=== Problem requirements ===
Read the lines below and count those that have the word "React". Respond with the number only.

=== Records supplied ===
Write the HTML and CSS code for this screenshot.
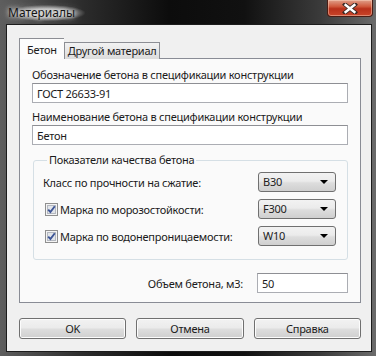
FILE: index.html
```html
<!DOCTYPE html>
<html lang="ru">

<head>
    <meta charset="UTF-8">
    <meta name="viewport" content="width=device-width, initial-scale=1.0">
    <title>Материалы</title>
    <link rel="stylesheet" href="styles.css">
</head>

<body>
    <div class="window">
        <div class="titlebar">
            <span class="title">Материалы</span>
            <button class="close" title="Закрыть">
                <svg width="16" height="11" viewBox="0 0 16 11">
                    <path d="M3 1.5 L13 9.5 M13 1.5 L3 9.5" stroke="#3a2a26" stroke-width="4.2" stroke-linecap="square" />
                    <path d="M3.6 2 L12.4 9 M12.4 2 L3.6 9" stroke="#ffffff" stroke-width="2.4" stroke-linecap="square" />
                </svg>
            </button>
        </div>

        <div class="client">
            <div class="tabs">
                <div class="tab active">Бетон</div>
                <div class="tab">Другой материал</div>
            </div>

            <div class="panel">
                <label class="caption" for="spec">Обозначение бетона в спецификации конструкции</label>
                <input class="textbox" type="text" id="spec" value="ГОСТ 26633-91" />

                <label class="caption second" for="name">Наименование бетона в спецификации конструкции</label>
                <input class="textbox" type="text" id="name" value="Бетон" />

                <fieldset class="group">
                    <legend>Показатели качества бетона</legend>

                    <div class="row">
                        <span class="row-text">Класс по прочности на сжатие:</span>
                        <div class="combo">B30<span class="arrow"></span></div>
                    </div>
                    <div class="row">
                        <span class="row-text">
                            <span class="check">
                                <svg width="13" height="13" viewBox="0 0 13 13">
                                    <rect x="0.5" y="0.5" width="12" height="12" fill="#f4f4f4" stroke="#8f8f8f" />
                                    <rect x="2.5" y="2.5" width="8" height="8" fill="#e2e5ea" stroke="#b4b8c0" />
                                    <path d="M3.2 6.6 L5.4 9 L9.8 3.2" fill="none" stroke="#3d5596" stroke-width="1.9" />
                                </svg>
                            </span>
                            Марка по морозостойкости:
                        </span>
                        <div class="combo">F300<span class="arrow"></span></div>
                    </div>
                    <div class="row">
                        <span class="row-text">
                            <span class="check">
                                <svg width="13" height="13" viewBox="0 0 13 13">
                                    <rect x="0.5" y="0.5" width="12" height="12" fill="#f4f4f4" stroke="#8f8f8f" />
                                    <rect x="2.5" y="2.5" width="8" height="8" fill="#e2e5ea" stroke="#b4b8c0" />
                                    <path d="M3.2 6.6 L5.4 9 L9.8 3.2" fill="none" stroke="#3d5596" stroke-width="1.9" />
                                </svg>
                            </span>
                            Марка по водонепроницаемости:
                        </span>
                        <div class="combo">W10<span class="arrow"></span></div>
                    </div>
                </fieldset>

                <div class="volume">
                    <label for="volume">Объем бетона, м3:</label>
                    <input class="textbox small" type="text" id="volume" value="50" />
                </div>
            </div>

            <div class="buttons">
                <button class="btn">OK</button>
                <button class="btn">Отмена</button>
                <button class="btn">Справка</button>
            </div>
        </div>
    </div>
</body>

</html>
```

FILE: styles.css
```css
body {
    margin: 0;
    padding: 0;
    background: #000;
    font-family: 'Segoe UI', 'Noto Sans', sans-serif;
    font-size: 11px;
    letter-spacing: -0.25px;
    color: #1b1b1b;
}

.window {
    width: 376px;
    height: 356px;
    display: flex;
    flex-direction: column;
    box-sizing: border-box;
    padding: 0 4px 4px 6px;
    background: linear-gradient(90deg, #5e5e5e 0%, #2c2c2c 22%, #0c0c0c 45%, #111 65%, #3a3a3a 85%, #6b6b6b 100%);
}

.titlebar {
    height: 24px;
    display: flex;
    align-items: flex-start;
    justify-content: space-between;
}

.title {
    margin: 5px 0 0 2px;
    font-size: 12px;
    line-height: 16px;
    letter-spacing: 0;
    color: #151515;
    background: radial-gradient(ellipse at center, rgba(235, 235, 235, .75) 35%, rgba(235, 235, 235, 0) 72%);
    padding: 0 10px 0 0;
    text-shadow: 0 0 4px #e8e8e8, 0 0 8px #d0d0d0;
}

.close {
    width: 46px;
    height: 17px;
    margin: 0 -1px 0 0;
    padding: 0;
    border: 1px solid #4a1d14;
    border-top: 0;
    border-radius: 0 0 4px 4px;
    background: linear-gradient(#e0a08a 0%, #d05a3e 40%, #b8301a 55%, #c8452a 100%);
    box-shadow: inset 0 0 0 1px rgba(255, 220, 200, .45);
    display: flex;
    align-items: center;
    justify-content: center;
}

.client {
    flex: 1;
    background: #f0f0f0;
    border: 1px solid #1c1c1c;
    padding: 13px 10px 12px 12px;
    display: flex;
    flex-direction: column;
}

.tabs {
    display: flex;
    align-items: flex-end;
    height: 21px;
    margin-bottom: -1px;
    position: relative;
    z-index: 1;
}

.tab {
    height: 16px;
    line-height: 16px;
    padding: 0 2px 0 3px;
    border: 1px solid #8c8e94;
    border-bottom: 0;
    background: linear-gradient(#f2f2f2, #dcdcdc);
    color: #1b1b1b;
}

.tab.active {
    height: 20px;
    line-height: 22px;
    padding: 0 7px;
    background: #fcfcfc;
    border-right: 0;
}

.panel {
    background: #fafafa;
    border: 1px solid #898c95;
    padding: 8px 12px 9px 12px;
    display: flex;
    flex-direction: column;
}

.caption {
    line-height: 16px;
}

.caption.second {
    margin-top: 6px;
}

.textbox {
    box-sizing: border-box;
    height: 20px;
    width: 100%;
    margin: 0;
    padding: 0 4px;
    border: 1px solid #abadb3;
    border-top-color: #8e8f94;
    background: #fff;
    font: inherit;
    letter-spacing: inherit;
    color: #1b1b1b;
}

.group {
    margin: 7px 0 0 1px;
    padding: 4px 11px 13px 9px;
    border: 1px solid #d5dfe5;
    border-radius: 3px;
    display: flex;
    flex-direction: column;
    gap: 7px;
}

.group legend {
    padding: 0 2px;
    margin-left: 4px;
    line-height: 16px;
}

.row {
    display: flex;
    align-items: center;
    justify-content: space-between;
    height: 20px;
}

.row-text {
    display: flex;
    align-items: center;
}

.check {
    display: flex;
    margin: 0 2px 0 2px;
}

.combo {
    box-sizing: border-box;
    width: 78px;
    height: 20px;
    line-height: 18px;
    padding: 0 4px;
    border: 1px solid #707070;
    border-radius: 3px;
    background: linear-gradient(#f2f2f2 0%, #ebebeb 45%, #dddddd 55%, #cfcfcf 100%);
    display: flex;
    justify-content: space-between;
    align-items: center;
    color: #222;
}

.arrow {
    width: 0;
    height: 0;
    margin-right: 3px;
    border-left: 4px solid transparent;
    border-right: 4px solid transparent;
    border-top: 4px solid #000;
}

.volume {
    display: flex;
    justify-content: flex-end;
    align-items: center;
    gap: 14px;
    margin-top: 13px;
}

.textbox.small {
    width: 91px;
}

.buttons {
    margin-top: 15px;
    display: grid;
    grid-template-columns: 1fr 1fr 1fr;
    gap: 10px;
}

.btn {
    height: 21px;
    margin: 0;
    padding: 0;
    border: 1px solid #707070;
    border-radius: 3px;
    background: linear-gradient(#f2f2f2 0%, #ebebeb 45%, #dddddd 55%, #cfcfcf 100%);
    box-shadow: inset 0 0 0 1px #fcfcfc;
    font: inherit;
    letter-spacing: inherit;
    color: #1b1b1b;
}
```
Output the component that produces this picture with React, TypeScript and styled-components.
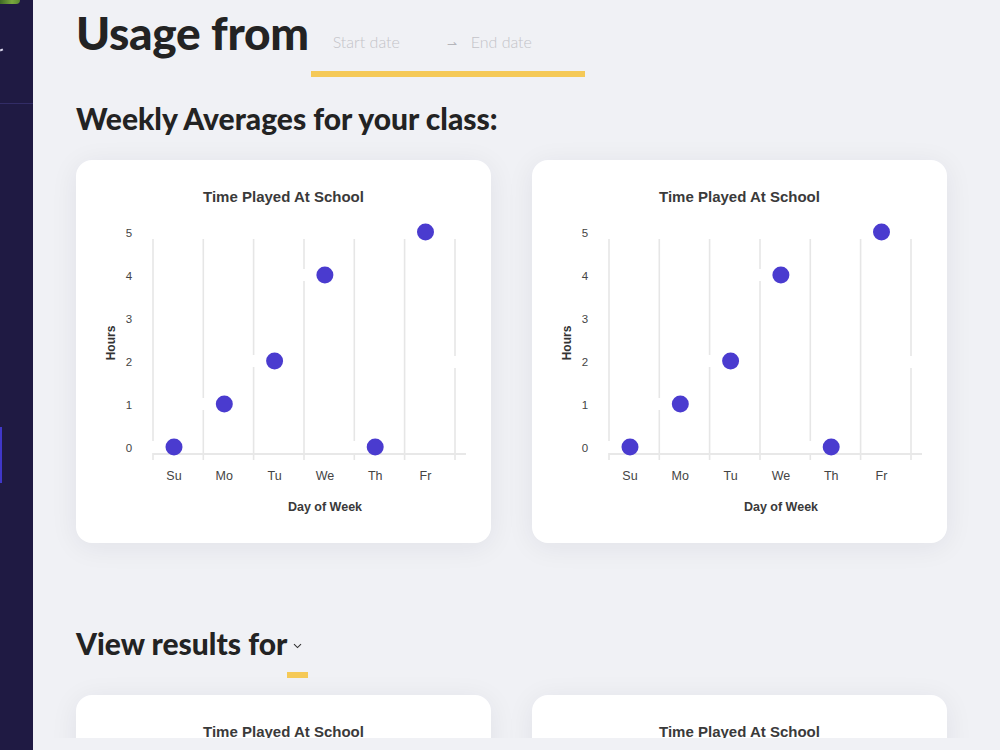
import React from 'react';
import styled, { createGlobalStyle } from 'styled-components';

const GlobalStyle = createGlobalStyle`
  html, body {
    margin: 0;
    padding: 0;
    background: #f0f1f5;
    font-family: "Lato", "Open Sans", sans-serif;
    overflow: hidden;
  }
`;

const Shell = styled.div`
  display: flex;
  width: 1000px;
  height: 750px;
  background: #f0f1f5;
`;

const Sidebar = styled.nav`
  width: 33px;
  flex-shrink: 0;
  background: #1f1a43;
  display: flex;
  flex-direction: column;
  overflow: hidden;
`;

const LogoArea = styled.div`
  height: 103px;
  border-bottom: 1px solid #322c66;
  display: flex;
  flex-direction: column;
`;

const Leaf = styled.div`
  width: 20px;
  height: 4px;
  background: linear-gradient(90deg, #3f6a25, #79a83e 60%, #5b8a30);
  border-radius: 0 0 8px 0;
`;

const CollapseMark = styled.div`
  margin-top: 45px;
  width: 3px;
  height: 2px;
  background: #d8d6ea;
  transform: rotate(-25deg);
`;

const NavItem = styled.div<{ $active?: boolean }>`
  margin-top: 323px;
  height: 56px;
  border-left: 2px solid ${(p) => (p.$active ? '#4037c9' : 'transparent')};
`;

const Main = styled.main`
  flex: 1;
  height: 738px;
  overflow: hidden;
  padding-left: 43px;
  box-sizing: border-box;
`;

const HeaderRow = styled.div`
  display: flex;
  align-items: flex-start;
  height: 78px;
`;

const PageTitle = styled.h1`
  margin: 5px 0 0;
  font-size: 46px;
  font-weight: 900;
  color: #232323;
  letter-spacing: -0.3px;
  line-height: 56px;
`;

const DateRange = styled.div`
  margin-left: 2px;
  width: 274px;
  height: 77px;
  box-sizing: border-box;
  padding: 12px 0 0 22px;
  border-bottom: 6px solid #f5c957;
  display: flex;
  align-items: center;
`;

const DateText = styled.span<{ $w: number }>`
  width: ${(p) => p.$w}px;
  font-size: 16px;
  font-weight: 300;
  color: #c3c3c8;
  white-space: nowrap;
`;

const RangeArrow = styled.span`
  width: 24px;
  font-size: 12px;
  color: #b5b5ba;
  padding-top: 4px;
`;

const SectionTitle = styled.h2<{ $top: number }>`
  margin: ${(p) => p.$top}px 0 0;
  font-size: 30px;
  font-weight: 900;
  color: #232323;
  line-height: 36px;
  display: flex;
  align-items: center;
`;

const Dropdown = styled.span`
  position: relative;
  margin-left: 0;
  width: 21px;
  height: 36px;
  display: flex;
  justify-content: center;
  align-items: center;
  padding-top: 6px;
  box-sizing: border-box;

  &::after {
    content: '';
    position: absolute;
    left: 0;
    right: 0;
    bottom: -17px;
    height: 6px;
    background: #f5c957;
  }
`;

const CardGrid = styled.div<{ $top: number }>`
  margin-top: ${(p) => p.$top}px;
  display: grid;
  grid-template-columns: 415px 415px;
  gap: 41px;
`;

const Card = styled.div`
  height: 383px;
  background: #ffffff;
  border-radius: 16px;
  box-shadow: 0 4px 28px rgba(30, 30, 60, 0.07);
  overflow: hidden;
`;

const chartFont = '"Liberation Sans", Arial, sans-serif';

const days = ['Su', 'Mo', 'Tu', 'We', 'Th', 'Fr'];
const values = [0, 1, 2, 4, 0, 5];
const gridX = [77, 127.3, 177.6, 228, 278.3, 328.6, 379];

function TimeChart() {
  const yOf = (v: number) => 287 - 43 * v;
  return (
    <svg width="415" height="383" viewBox="0 0 415 383" fontFamily={chartFont}>
      <text x="207.5" y="42" textAnchor="middle" fontSize="15" fontWeight="700" fill="#3a3a3a">
        Time Played At School
      </text>
      {gridX.map((x) => (
        <line key={x} x1={x} x2={x} y1={79} y2={300} stroke="#e6e6e6" strokeWidth={1.6} />
      ))}
      <line x1={77} x2={390} y1={294} y2={294} stroke="#e8e8e8" strokeWidth={2} />
      {values.map((v, i) => (
        <line key={'gap' + i} x1={gridX[i]} x2={gridX[i]} y1={yOf(v) - 6} y2={yOf(v) + 6} stroke="#fff" strokeWidth={3} />
      ))}
      <line x1={379} x2={379} y1={196} y2={208} stroke="#fff" strokeWidth={3} />
      {[0, 1, 2, 3, 4, 5].map((v) => (
        <text key={v} x="53" y={yOf(v) + 5} textAnchor="middle" fontSize="11.5" fill="#444">
          {v}
        </text>
      ))}
      <text
        x="0"
        y="0"
        transform="translate(39 183) rotate(-90)"
        textAnchor="middle"
        fontSize="12"
        fontWeight="700"
        fill="#333"
      >
        Hours
      </text>
      {values.map((v, i) => (
        <circle key={i} cx={98 + i * 50.3} cy={yOf(v)} r={8.5} fill="#4a3bcf" />
      ))}
      {days.map((d, i) => (
        <text key={d} x={98 + i * 50.3} y="320" textAnchor="middle" fontSize="12.5" fill="#444">
          {d}
        </text>
      ))}
      <text x="249" y="351" textAnchor="middle" fontSize="12.5" fontWeight="700" fill="#3a3a3a">
        Day of Week
      </text>
    </svg>
  );
}

function ChevronDown() {
  return (
    <svg width="9" height="6" viewBox="0 0 9 6">
      <path d="M1 1.2 L4.5 4.6 L8 1.2" fill="none" stroke="#333" strokeWidth="1.1" />
    </svg>
  );
}

export default function App() {
  return (
    <>
      <GlobalStyle />
      <Shell>
        <Sidebar>
          <LogoArea>
            <Leaf />
            <CollapseMark />
          </LogoArea>
          <NavItem $active />
        </Sidebar>
        <Main>
          <HeaderRow>
            <PageTitle>Usage from</PageTitle>
            <DateRange>
              <DateText $w={114}>Start date</DateText>
              <RangeArrow>⇀</RangeArrow>
              <DateText $w={80}>End date</DateText>
            </DateRange>
          </HeaderRow>
          <SectionTitle $top={22}>Weekly Averages for your class:</SectionTitle>
          <CardGrid $top={24}>
            <Card>
              <TimeChart />
            </Card>
            <Card>
              <TimeChart />
            </Card>
          </CardGrid>
          <SectionTitle $top={82}>
            View results for
            <Dropdown>
              <ChevronDown />
            </Dropdown>
          </SectionTitle>
          <CardGrid $top={34}>
            <Card>
              <TimeChart />
            </Card>
            <Card>
              <TimeChart />
            </Card>
          </CardGrid>
        </Main>
      </Shell>
    </>
  );
}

=== Complete answer ===
2